(Stored items from a collection)
%%

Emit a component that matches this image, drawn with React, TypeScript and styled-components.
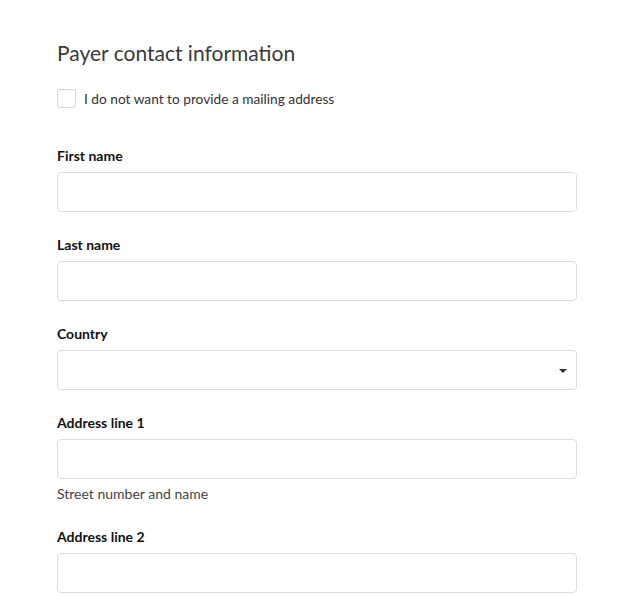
import React from "react";
import styled, { createGlobalStyle } from "styled-components";

const Global = createGlobalStyle`
  html, body { margin: 0; padding: 0; background: #fff; }
  body { font-family: Lato, "Open Sans", sans-serif; color: #333; }
  * { box-sizing: border-box; }
`;

const Page = styled.div`
  width: 520px;
  margin-left: 57px;
  padding-top: 38px;
`;

const Title = styled.h2`
  margin: 0;
  font-size: 21px;
  font-weight: 400;
  line-height: 30px;
  color: #3a3a3a;
`;

const CheckRow = styled.label`
  display: flex;
  align-items: center;
  gap: 8px;
  margin-top: 20px;
  font-size: 13.7px;
  color: #333;
  height: 20px;
`;

const Box = styled.span`
  width: 19px;
  height: 19px;
  border: 1px solid #d6d6d6;
  border-radius: 3px;
  background: #fff;
`;

const Field = styled.div<{ $first?: boolean }>`
  display: flex;
  flex-direction: column;
  margin-top: ${(p) => (p.$first ? "38px" : "23px")};
`;

const Label = styled.span`
  font-size: 14px;
  font-weight: 700;
  line-height: 20px;
  color: #111;
  margin-bottom: 6px;
`;

const Input = styled.div`
  position: relative;
  height: 40px;
  border: 1px solid #dcdcdc;
  border-radius: 4px;
  background: #fff;
`;

const Caret = styled.span`
  position: absolute;
  right: 9px;
  top: 18px;
  width: 0;
  height: 0;
  border-left: 4px solid transparent;
  border-right: 4px solid transparent;
  border-top: 4px solid #333;
`;

const Help = styled.span`
  font-size: 14px;
  line-height: 20px;
  color: #444;
  margin-top: 5px;
`;

export default function App() {
  return (
    <>
      <Global />
      <Page>
        <Title>Payer contact information</Title>
        <CheckRow>
          <Box />
          I do not want to provide a mailing address
        </CheckRow>
        <Field $first>
          <Label>First name</Label>
          <Input />
        </Field>
        <Field>
          <Label>Last name</Label>
          <Input />
        </Field>
        <Field>
          <Label>Country</Label>
          <Input>
            <Caret />
          </Input>
        </Field>
        <Field>
          <Label>Address line 1</Label>
          <Input />
          <Help>Street number and name</Help>
        </Field>
        <Field>
          <Label>Address line 2</Label>
          <Input />
        </Field>
      </Page>
    </>
  );
}
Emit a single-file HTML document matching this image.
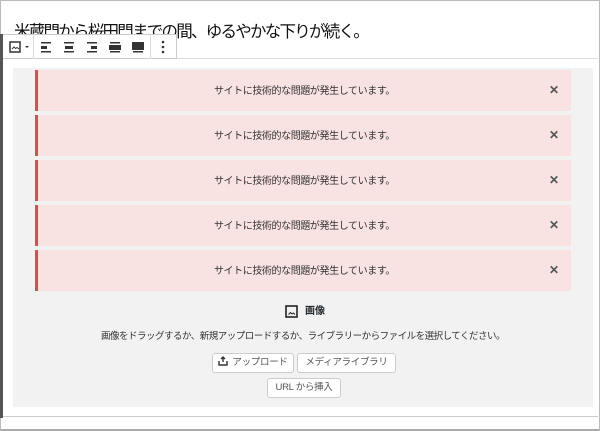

%%

Goal of the exercise: Give back the entries verbatim. Do not include any picture.

Solution to the problem:
Emit a component that matches this image, drawn with React, TypeScript and styled-components.
import React from "react";
import styled, { createGlobalStyle } from "styled-components";

const Global = createGlobalStyle`
  html, body { margin: 0; padding: 0; background: #fff; }
  body { font-family: Lato, "Open Sans", sans-serif; color: #333; }
  * { box-sizing: border-box; }
`;

const Page = styled.div`
  width: 520px;
  margin-left: 57px;
  padding-top: 38px;
`;

const Title = styled.h2`
  margin: 0;
  font-size: 21px;
  font-weight: 400;
  line-height: 30px;
  color: #3a3a3a;
`;

const CheckRow = styled.label`
  display: flex;
  align-items: center;
  gap: 8px;
  margin-top: 20px;
  font-size: 13.7px;
  color: #333;
  height: 20px;
`;

const Box = styled.span`
  width: 19px;
  height: 19px;
  border: 1px solid #d6d6d6;
  border-radius: 3px;
  background: #fff;
`;

const Field = styled.div<{ $first?: boolean }>`
  display: flex;
  flex-direction: column;
  margin-top: ${(p) => (p.$first ? "38px" : "23px")};
`;

const Label = styled.span`
  font-size: 14px;
  font-weight: 700;
  line-height: 20px;
  color: #111;
  margin-bottom: 6px;
`;

const Input = styled.div`
  position: relative;
  height: 40px;
  border: 1px solid #dcdcdc;
  border-radius: 4px;
  background: #fff;
`;

const Caret = styled.span`
  position: absolute;
  right: 9px;
  top: 18px;
  width: 0;
  height: 0;
  border-left: 4px solid transparent;
  border-right: 4px solid transparent;
  border-top: 4px solid #333;
`;

const Help = styled.span`
  font-size: 14px;
  line-height: 20px;
  color: #444;
  margin-top: 5px;
`;

export default function App() {
  return (
    <>
      <Global />
      <Page>
        <Title>Payer contact information</Title>
        <CheckRow>
          <Box />
          I do not want to provide a mailing address
        </CheckRow>
        <Field $first>
          <Label>First name</Label>
          <Input />
        </Field>
        <Field>
          <Label>Last name</Label>
          <Input />
        </Field>
        <Field>
          <Label>Country</Label>
          <Input>
            <Caret />
          </Input>
        </Field>
        <Field>
          <Label>Address line 1</Label>
          <Input />
          <Help>Street number and name</Help>
        </Field>
        <Field>
          <Label>Address line 2</Label>
          <Input />
        </Field>
      </Page>
    </>
  );
}
Emit a single-file HTML document matching this image.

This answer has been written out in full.